● **Your goal**
How many lines hold the string "index"? Reply with the number alone.

● **Data shown**
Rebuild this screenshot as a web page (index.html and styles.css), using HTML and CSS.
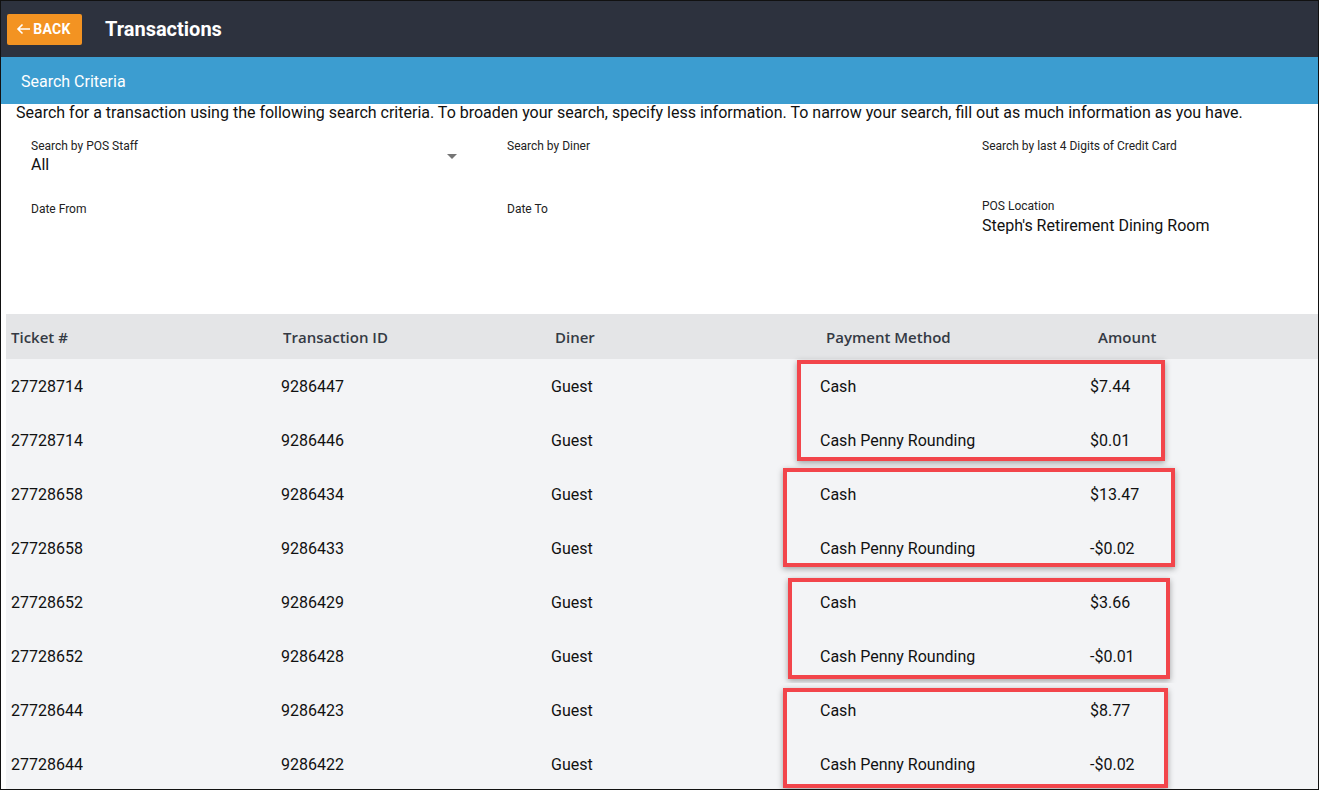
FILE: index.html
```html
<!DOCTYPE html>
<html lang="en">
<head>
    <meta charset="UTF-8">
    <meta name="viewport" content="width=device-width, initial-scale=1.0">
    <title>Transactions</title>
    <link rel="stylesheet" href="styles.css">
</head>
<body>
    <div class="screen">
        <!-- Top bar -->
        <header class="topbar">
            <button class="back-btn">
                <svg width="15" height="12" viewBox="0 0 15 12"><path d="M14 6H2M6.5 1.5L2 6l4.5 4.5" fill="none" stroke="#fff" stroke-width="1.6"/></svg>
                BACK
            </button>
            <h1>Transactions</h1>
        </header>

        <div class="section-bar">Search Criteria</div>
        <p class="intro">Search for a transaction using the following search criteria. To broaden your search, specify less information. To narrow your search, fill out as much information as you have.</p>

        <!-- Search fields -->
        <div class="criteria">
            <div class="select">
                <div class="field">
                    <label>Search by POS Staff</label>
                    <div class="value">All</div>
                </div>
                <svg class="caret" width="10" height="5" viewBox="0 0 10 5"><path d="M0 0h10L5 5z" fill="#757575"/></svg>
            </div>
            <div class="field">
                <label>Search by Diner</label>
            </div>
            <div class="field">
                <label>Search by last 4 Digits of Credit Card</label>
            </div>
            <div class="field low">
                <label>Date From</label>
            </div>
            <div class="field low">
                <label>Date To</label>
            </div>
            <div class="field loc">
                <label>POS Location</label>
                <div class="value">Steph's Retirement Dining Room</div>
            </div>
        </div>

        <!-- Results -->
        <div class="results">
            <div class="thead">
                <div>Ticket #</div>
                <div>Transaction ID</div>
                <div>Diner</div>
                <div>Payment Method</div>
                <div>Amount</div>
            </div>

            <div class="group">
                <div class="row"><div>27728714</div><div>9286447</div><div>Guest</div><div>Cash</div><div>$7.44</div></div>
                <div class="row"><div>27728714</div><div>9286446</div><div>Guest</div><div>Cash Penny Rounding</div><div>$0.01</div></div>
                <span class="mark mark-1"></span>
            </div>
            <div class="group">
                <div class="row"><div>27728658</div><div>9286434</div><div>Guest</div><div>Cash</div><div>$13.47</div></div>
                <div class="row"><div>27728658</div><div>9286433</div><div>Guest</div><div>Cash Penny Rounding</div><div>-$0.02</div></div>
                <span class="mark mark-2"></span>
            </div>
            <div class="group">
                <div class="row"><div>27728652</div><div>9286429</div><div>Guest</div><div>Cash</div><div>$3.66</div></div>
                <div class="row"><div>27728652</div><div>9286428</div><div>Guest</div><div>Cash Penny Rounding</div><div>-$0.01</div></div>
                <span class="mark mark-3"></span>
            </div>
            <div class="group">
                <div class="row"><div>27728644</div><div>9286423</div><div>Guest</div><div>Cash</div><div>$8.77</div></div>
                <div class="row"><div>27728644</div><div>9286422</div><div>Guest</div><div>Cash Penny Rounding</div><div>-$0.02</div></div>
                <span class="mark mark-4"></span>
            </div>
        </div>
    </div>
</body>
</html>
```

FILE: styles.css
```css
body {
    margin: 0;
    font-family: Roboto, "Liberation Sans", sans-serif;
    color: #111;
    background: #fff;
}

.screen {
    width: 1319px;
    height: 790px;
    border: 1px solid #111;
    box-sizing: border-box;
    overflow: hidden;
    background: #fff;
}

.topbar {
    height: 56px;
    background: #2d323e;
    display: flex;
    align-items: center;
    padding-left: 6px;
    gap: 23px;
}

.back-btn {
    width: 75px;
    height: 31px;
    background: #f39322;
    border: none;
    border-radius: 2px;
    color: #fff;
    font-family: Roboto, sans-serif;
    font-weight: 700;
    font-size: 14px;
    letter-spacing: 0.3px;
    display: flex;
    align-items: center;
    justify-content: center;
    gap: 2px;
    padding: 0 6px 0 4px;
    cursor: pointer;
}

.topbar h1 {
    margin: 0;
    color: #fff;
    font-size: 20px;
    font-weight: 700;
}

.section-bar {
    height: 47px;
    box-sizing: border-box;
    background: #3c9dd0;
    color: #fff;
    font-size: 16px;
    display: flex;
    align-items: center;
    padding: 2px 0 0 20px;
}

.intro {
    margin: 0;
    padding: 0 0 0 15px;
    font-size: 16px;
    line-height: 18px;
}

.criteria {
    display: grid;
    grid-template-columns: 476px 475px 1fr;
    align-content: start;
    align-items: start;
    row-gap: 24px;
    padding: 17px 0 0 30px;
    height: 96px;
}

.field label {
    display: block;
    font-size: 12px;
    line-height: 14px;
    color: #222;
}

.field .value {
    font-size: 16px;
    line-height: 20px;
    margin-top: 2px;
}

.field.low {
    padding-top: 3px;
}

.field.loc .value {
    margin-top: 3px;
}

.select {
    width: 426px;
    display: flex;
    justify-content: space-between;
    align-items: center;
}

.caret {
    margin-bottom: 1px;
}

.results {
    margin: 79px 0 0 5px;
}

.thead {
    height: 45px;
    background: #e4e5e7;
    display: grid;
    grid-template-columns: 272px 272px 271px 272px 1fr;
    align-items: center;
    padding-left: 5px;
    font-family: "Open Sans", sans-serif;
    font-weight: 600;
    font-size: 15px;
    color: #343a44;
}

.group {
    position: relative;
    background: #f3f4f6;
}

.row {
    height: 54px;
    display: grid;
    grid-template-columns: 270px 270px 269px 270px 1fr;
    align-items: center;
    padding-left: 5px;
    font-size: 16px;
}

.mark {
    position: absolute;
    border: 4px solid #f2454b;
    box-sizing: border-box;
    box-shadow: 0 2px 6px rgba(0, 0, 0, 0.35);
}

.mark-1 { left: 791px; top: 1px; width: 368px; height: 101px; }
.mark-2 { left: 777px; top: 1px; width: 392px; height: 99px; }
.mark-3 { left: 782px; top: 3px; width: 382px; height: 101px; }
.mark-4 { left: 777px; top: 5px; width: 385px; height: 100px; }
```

● **Output**
2